(Front-end source files)
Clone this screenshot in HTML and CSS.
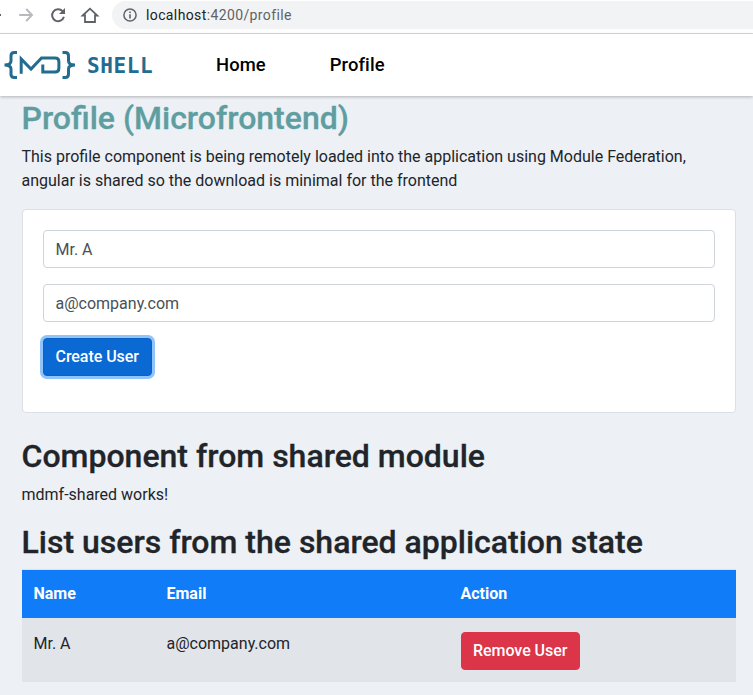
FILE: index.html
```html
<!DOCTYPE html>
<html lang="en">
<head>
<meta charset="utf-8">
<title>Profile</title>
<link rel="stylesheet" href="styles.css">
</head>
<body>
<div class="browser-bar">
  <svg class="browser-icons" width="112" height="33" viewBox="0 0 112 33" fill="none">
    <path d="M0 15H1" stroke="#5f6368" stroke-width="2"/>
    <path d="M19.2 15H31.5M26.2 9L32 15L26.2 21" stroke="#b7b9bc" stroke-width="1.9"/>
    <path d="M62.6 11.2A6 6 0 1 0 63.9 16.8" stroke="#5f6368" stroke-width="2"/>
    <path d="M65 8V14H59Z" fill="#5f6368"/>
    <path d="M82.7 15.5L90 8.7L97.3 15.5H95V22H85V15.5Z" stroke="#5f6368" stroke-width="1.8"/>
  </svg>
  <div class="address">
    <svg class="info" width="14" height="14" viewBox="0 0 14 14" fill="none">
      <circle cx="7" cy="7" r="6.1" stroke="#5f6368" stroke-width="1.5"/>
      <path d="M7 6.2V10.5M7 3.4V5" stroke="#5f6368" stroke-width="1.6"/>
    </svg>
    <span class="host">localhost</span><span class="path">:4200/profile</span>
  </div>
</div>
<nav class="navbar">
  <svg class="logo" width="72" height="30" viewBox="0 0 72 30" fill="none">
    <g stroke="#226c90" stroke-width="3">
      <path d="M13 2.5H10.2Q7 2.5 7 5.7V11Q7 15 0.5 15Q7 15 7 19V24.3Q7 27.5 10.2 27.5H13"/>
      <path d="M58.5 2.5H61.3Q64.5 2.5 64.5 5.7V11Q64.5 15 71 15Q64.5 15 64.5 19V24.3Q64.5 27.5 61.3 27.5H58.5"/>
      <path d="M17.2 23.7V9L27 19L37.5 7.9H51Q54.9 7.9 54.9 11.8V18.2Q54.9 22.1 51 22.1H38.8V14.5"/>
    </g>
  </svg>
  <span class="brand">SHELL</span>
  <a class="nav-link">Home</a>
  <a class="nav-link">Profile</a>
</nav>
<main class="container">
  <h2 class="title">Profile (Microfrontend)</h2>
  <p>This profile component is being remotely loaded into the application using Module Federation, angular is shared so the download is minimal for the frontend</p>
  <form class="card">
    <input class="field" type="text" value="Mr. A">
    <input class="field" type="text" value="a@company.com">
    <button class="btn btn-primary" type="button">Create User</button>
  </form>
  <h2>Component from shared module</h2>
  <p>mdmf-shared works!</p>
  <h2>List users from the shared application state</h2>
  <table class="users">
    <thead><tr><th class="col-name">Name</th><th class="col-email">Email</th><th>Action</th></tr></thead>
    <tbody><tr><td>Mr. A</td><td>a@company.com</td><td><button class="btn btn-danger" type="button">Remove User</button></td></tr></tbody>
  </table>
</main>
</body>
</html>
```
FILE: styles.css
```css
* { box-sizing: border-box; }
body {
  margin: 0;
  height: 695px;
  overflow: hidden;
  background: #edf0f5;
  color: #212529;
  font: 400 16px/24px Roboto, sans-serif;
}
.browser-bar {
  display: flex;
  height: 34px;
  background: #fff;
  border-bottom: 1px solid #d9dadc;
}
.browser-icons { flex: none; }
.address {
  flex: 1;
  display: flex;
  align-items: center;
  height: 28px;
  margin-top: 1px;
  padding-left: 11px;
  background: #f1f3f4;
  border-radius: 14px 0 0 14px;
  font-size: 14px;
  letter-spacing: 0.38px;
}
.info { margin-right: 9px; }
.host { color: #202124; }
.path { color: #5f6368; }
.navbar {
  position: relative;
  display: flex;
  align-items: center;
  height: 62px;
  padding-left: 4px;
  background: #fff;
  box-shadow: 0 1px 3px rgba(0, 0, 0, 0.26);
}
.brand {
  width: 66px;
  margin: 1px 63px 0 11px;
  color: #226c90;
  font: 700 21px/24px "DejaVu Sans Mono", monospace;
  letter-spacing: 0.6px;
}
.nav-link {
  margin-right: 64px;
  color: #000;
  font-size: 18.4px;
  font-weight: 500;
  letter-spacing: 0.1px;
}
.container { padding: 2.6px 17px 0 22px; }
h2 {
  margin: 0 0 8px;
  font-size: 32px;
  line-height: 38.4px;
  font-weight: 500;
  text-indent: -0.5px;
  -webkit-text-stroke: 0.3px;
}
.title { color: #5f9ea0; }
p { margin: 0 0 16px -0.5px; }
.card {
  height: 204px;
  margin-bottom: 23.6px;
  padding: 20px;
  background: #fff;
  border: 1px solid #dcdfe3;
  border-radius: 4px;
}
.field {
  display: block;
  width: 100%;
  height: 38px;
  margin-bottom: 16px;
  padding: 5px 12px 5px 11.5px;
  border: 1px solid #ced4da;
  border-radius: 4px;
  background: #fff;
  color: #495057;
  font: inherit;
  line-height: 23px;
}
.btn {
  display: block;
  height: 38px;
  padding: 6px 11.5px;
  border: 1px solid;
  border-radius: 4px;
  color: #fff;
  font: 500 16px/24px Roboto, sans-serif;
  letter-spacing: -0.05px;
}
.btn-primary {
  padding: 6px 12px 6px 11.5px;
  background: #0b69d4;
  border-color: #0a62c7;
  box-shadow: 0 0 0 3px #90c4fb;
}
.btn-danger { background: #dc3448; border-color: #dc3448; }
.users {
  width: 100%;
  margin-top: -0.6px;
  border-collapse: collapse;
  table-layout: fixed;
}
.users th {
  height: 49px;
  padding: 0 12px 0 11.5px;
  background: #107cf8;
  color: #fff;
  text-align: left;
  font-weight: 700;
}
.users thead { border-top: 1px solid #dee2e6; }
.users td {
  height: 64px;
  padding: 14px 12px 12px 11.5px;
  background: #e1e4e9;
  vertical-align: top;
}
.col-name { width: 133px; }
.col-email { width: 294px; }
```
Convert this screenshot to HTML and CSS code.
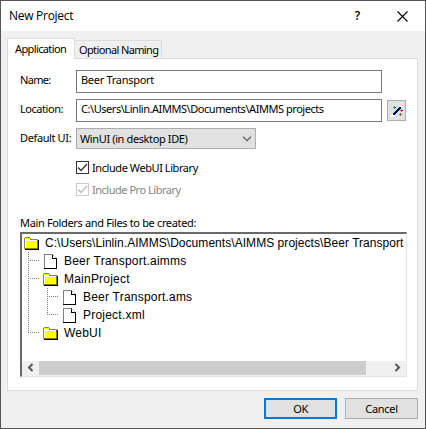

Task details
Return the full material word for word. Do not include the pictures.

Written answer
Clone this screenshot in HTML and CSS.
FILE: index.html
```html
<!DOCTYPE html>
<html lang="en">
<head>
<meta charset="utf-8">
<title>Profile</title>
<link rel="stylesheet" href="styles.css">
</head>
<body>
<div class="browser-bar">
  <svg class="browser-icons" width="112" height="33" viewBox="0 0 112 33" fill="none">
    <path d="M0 15H1" stroke="#5f6368" stroke-width="2"/>
    <path d="M19.2 15H31.5M26.2 9L32 15L26.2 21" stroke="#b7b9bc" stroke-width="1.9"/>
    <path d="M62.6 11.2A6 6 0 1 0 63.9 16.8" stroke="#5f6368" stroke-width="2"/>
    <path d="M65 8V14H59Z" fill="#5f6368"/>
    <path d="M82.7 15.5L90 8.7L97.3 15.5H95V22H85V15.5Z" stroke="#5f6368" stroke-width="1.8"/>
  </svg>
  <div class="address">
    <svg class="info" width="14" height="14" viewBox="0 0 14 14" fill="none">
      <circle cx="7" cy="7" r="6.1" stroke="#5f6368" stroke-width="1.5"/>
      <path d="M7 6.2V10.5M7 3.4V5" stroke="#5f6368" stroke-width="1.6"/>
    </svg>
    <span class="host">localhost</span><span class="path">:4200/profile</span>
  </div>
</div>
<nav class="navbar">
  <svg class="logo" width="72" height="30" viewBox="0 0 72 30" fill="none">
    <g stroke="#226c90" stroke-width="3">
      <path d="M13 2.5H10.2Q7 2.5 7 5.7V11Q7 15 0.5 15Q7 15 7 19V24.3Q7 27.5 10.2 27.5H13"/>
      <path d="M58.5 2.5H61.3Q64.5 2.5 64.5 5.7V11Q64.5 15 71 15Q64.5 15 64.5 19V24.3Q64.5 27.5 61.3 27.5H58.5"/>
      <path d="M17.2 23.7V9L27 19L37.5 7.9H51Q54.9 7.9 54.9 11.8V18.2Q54.9 22.1 51 22.1H38.8V14.5"/>
    </g>
  </svg>
  <span class="brand">SHELL</span>
  <a class="nav-link">Home</a>
  <a class="nav-link">Profile</a>
</nav>
<main class="container">
  <h2 class="title">Profile (Microfrontend)</h2>
  <p>This profile component is being remotely loaded into the application using Module Federation, angular is shared so the download is minimal for the frontend</p>
  <form class="card">
    <input class="field" type="text" value="Mr. A">
    <input class="field" type="text" value="a@company.com">
    <button class="btn btn-primary" type="button">Create User</button>
  </form>
  <h2>Component from shared module</h2>
  <p>mdmf-shared works!</p>
  <h2>List users from the shared application state</h2>
  <table class="users">
    <thead><tr><th class="col-name">Name</th><th class="col-email">Email</th><th>Action</th></tr></thead>
    <tbody><tr><td>Mr. A</td><td>a@company.com</td><td><button class="btn btn-danger" type="button">Remove User</button></td></tr></tbody>
  </table>
</main>
</body>
</html>
```
FILE: styles.css
```css
* { box-sizing: border-box; }
body {
  margin: 0;
  height: 695px;
  overflow: hidden;
  background: #edf0f5;
  color: #212529;
  font: 400 16px/24px Roboto, sans-serif;
}
.browser-bar {
  display: flex;
  height: 34px;
  background: #fff;
  border-bottom: 1px solid #d9dadc;
}
.browser-icons { flex: none; }
.address {
  flex: 1;
  display: flex;
  align-items: center;
  height: 28px;
  margin-top: 1px;
  padding-left: 11px;
  background: #f1f3f4;
  border-radius: 14px 0 0 14px;
  font-size: 14px;
  letter-spacing: 0.38px;
}
.info { margin-right: 9px; }
.host { color: #202124; }
.path { color: #5f6368; }
.navbar {
  position: relative;
  display: flex;
  align-items: center;
  height: 62px;
  padding-left: 4px;
  background: #fff;
  box-shadow: 0 1px 3px rgba(0, 0, 0, 0.26);
}
.brand {
  width: 66px;
  margin: 1px 63px 0 11px;
  color: #226c90;
  font: 700 21px/24px "DejaVu Sans Mono", monospace;
  letter-spacing: 0.6px;
}
.nav-link {
  margin-right: 64px;
  color: #000;
  font-size: 18.4px;
  font-weight: 500;
  letter-spacing: 0.1px;
}
.container { padding: 2.6px 17px 0 22px; }
h2 {
  margin: 0 0 8px;
  font-size: 32px;
  line-height: 38.4px;
  font-weight: 500;
  text-indent: -0.5px;
  -webkit-text-stroke: 0.3px;
}
.title { color: #5f9ea0; }
p { margin: 0 0 16px -0.5px; }
.card {
  height: 204px;
  margin-bottom: 23.6px;
  padding: 20px;
  background: #fff;
  border: 1px solid #dcdfe3;
  border-radius: 4px;
}
.field {
  display: block;
  width: 100%;
  height: 38px;
  margin-bottom: 16px;
  padding: 5px 12px 5px 11.5px;
  border: 1px solid #ced4da;
  border-radius: 4px;
  background: #fff;
  color: #495057;
  font: inherit;
  line-height: 23px;
}
.btn {
  display: block;
  height: 38px;
  padding: 6px 11.5px;
  border: 1px solid;
  border-radius: 4px;
  color: #fff;
  font: 500 16px/24px Roboto, sans-serif;
  letter-spacing: -0.05px;
}
.btn-primary {
  padding: 6px 12px 6px 11.5px;
  background: #0b69d4;
  border-color: #0a62c7;
  box-shadow: 0 0 0 3px #90c4fb;
}
.btn-danger { background: #dc3448; border-color: #dc3448; }
.users {
  width: 100%;
  margin-top: -0.6px;
  border-collapse: collapse;
  table-layout: fixed;
}
.users th {
  height: 49px;
  padding: 0 12px 0 11.5px;
  background: #107cf8;
  color: #fff;
  text-align: left;
  font-weight: 700;
}
.users thead { border-top: 1px solid #dee2e6; }
.users td {
  height: 64px;
  padding: 14px 12px 12px 11.5px;
  background: #e1e4e9;
  vertical-align: top;
}
.col-name { width: 133px; }
.col-email { width: 294px; }
```
Convert this screenshot to HTML and CSS code.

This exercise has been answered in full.